BGP (Border Gateway Protocol) is the protocol that manages how packets are routed between autonomous systems (AS) on the internet. As the internet's core routing protocol, BGP makes global routing decisions based on path vectors, policy rules, and network reachability information.

Autonomous Systems

An Autonomous System (AS) is a collection of IP networks and routers under the control of a single organization that presents a common routing policy to the internet.
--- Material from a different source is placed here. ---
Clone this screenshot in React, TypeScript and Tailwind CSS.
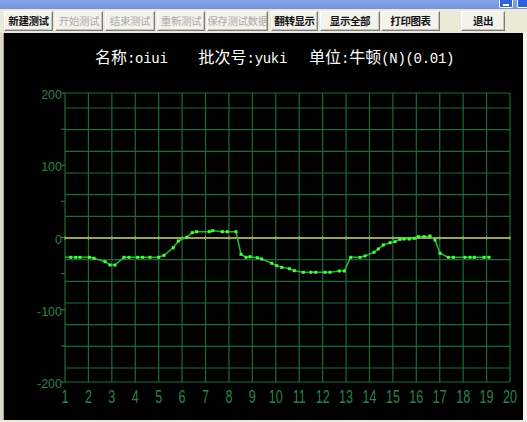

Each AS is assigned a unique ASN (Autonomous System Number).

iBGP vs eBGP

iBGP (Internal BGP) runs between routers within the same AS, while eBGP (External BGP) runs between routers in different ASes. iBGP is used to propagate external routes throughout an organization's internal network.

BGP Path Attributes

BGP uses path attributes to make routing decisions: AS-Path (list of ASes a route has traversed), Next-Hop (address to reach the destination), Local Preference, MED (Multi-Exit Discriminator), Origin, and Community.

BGP Decision Process

When multiple paths exist, BGP selects routes based on a deterministic process: highest weight (Cisco), highest local preference, shortest AS-Path, lowest origin type, lowest MED, eBGP over iBGP, and lowest IGP metric.

BGP Security

BGP security concerns include route hijacking, prefix theft, and AS-path spoofing. Solutions like RPKI (Resource Public Key Infrastructure) and BGPsec aim to address these vulnerabilities.